午後8時、福井県小浜市役所。「24年間の願望が実った。叫び続けた要望がやっと報いられた」。地村保志さん(47)の父保さん(75)は記者会見で、満面の笑みを浮かべた。
保志さんの妻富貴恵さん(47)の兄・浜本雄幸さん(73)も、「政府が責任を持って(子どもを)取り返すべきだと言い続けてきた。私たちの思い、願いを聞き入れてもらえてうれしい」。
雄幸さんによると、保志さんと富貴恵さんはこの日夕、浜本さんの実家で食事中に、政府方針決定をテレビニュースで知った。2人は、はしを持つ手を止め、真剣な顔つきで見入っていたという。
喜びを語っていた保さんと雄幸さんだが、夫妻に今後のことをどう話すのかと記者団から問われ、表情が硬くなった。
「政府が解決してくれるからもう少し待てと、これまでも言い聞かせてきた」と保さん。「政府の責任でやってくれるようになった。黙って指示を待ちなさいというつもりだ」と雄幸さん。

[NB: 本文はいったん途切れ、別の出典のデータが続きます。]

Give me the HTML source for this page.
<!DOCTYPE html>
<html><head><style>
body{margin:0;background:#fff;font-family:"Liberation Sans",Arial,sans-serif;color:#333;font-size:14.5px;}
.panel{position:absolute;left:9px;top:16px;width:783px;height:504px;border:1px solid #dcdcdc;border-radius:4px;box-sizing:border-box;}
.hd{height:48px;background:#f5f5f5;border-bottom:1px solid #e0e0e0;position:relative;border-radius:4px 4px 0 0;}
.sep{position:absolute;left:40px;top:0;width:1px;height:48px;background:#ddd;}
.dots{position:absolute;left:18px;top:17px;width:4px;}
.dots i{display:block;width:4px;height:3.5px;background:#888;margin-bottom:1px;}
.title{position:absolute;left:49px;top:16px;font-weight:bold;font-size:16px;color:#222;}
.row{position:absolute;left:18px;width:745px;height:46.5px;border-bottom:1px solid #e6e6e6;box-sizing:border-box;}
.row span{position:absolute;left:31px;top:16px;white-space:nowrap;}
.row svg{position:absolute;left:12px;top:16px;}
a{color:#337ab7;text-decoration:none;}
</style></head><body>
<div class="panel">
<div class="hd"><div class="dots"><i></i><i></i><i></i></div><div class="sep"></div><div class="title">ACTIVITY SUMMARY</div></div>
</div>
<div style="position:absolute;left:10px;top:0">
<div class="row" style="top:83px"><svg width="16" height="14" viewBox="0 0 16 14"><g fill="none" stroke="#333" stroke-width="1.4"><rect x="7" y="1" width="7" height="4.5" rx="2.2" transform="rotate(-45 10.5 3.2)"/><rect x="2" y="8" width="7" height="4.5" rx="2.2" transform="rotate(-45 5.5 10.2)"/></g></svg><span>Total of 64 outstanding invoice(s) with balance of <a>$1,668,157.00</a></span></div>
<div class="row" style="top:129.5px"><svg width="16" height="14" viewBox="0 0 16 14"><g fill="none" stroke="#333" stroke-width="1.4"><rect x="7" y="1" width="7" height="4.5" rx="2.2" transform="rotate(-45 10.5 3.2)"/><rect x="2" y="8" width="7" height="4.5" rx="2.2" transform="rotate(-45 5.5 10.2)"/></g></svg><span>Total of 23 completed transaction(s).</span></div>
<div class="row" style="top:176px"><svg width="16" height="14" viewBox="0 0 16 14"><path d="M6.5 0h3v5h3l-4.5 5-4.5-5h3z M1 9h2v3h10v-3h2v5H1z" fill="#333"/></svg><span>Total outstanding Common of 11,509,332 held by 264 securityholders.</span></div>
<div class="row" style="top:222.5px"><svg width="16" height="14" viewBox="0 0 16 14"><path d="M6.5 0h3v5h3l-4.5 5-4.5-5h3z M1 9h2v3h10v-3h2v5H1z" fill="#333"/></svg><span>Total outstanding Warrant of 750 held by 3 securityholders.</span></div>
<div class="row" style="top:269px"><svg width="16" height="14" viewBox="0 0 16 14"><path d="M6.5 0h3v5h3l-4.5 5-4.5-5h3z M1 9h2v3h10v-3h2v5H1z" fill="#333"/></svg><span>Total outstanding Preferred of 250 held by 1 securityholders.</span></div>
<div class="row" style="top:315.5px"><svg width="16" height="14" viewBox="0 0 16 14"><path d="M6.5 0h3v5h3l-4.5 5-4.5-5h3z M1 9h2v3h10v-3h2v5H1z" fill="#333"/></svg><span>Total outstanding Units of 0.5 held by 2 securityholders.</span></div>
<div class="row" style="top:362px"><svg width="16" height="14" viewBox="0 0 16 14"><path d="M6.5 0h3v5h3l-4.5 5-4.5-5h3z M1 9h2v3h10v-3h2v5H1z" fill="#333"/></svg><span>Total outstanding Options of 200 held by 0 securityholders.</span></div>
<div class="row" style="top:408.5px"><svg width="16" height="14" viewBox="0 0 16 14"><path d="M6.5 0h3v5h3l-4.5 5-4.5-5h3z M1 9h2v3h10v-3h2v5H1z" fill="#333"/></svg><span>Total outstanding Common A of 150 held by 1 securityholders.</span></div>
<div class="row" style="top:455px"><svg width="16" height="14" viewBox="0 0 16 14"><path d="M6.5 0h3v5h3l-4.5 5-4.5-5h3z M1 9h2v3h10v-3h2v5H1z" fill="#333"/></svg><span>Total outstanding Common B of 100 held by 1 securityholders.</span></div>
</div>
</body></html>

「それでも、本人たちが帰るといったら」と質問されると、雄幸さんは「どんなことがあっても帰さない」と言い切った。
地村さん夫妻は小浜市を通じて「コメントを控えさせていただきたい」と述べた。家族にはこれまで「向こうに残した子どもが気になる」と話していたという。
蓮池薫さん(45)の兄の透さん(47)は午後8時、新潟県柏崎市の自宅前で詰めかけた記者団に「政府の英断に感謝している。家族ともども大変ありがたく受け止める。とにかく安堵している。この判断に、薫が粛々と従ってくれるものと期待している」と淡々と語った。
薫さんは自宅で、夕方からテレビニュースを真剣な表情で見ていた。ニュースが終わって家族が「どう考えているのか」と尋ねた。返事はしないが、喜びも見せなかったという。
曽我ひとみさん(43)は同夜、新潟県真野町役場を通じて「突然の連絡だったからびっくりし、とまどっています」とコメントを発表した。平壌の家族へのおみやげとして、娘2人には竹細工の人形、夫には緑色のネクタイを用意していた。妹の金子富美子さん(37)は午後8時45分、町役場で記者会見。「姉は向こうに帰るという意識があったから、複雑な気持ちになっていると思う」と困ったような表情で語った。
「高く評価する」 家族会
「北朝鮮による拉致被害者家族連絡会」(横田滋代表)は、24日、「私たちの要請の趣旨を全面的に受け入れたもので、高く評価する。今後、一刻も早く家族の帰国が実現するよう、一層の尽力を期待する。『死亡』とされた8人についても生存を確信し、さらに救出のために努力を続けたい」とのコメントを発表した。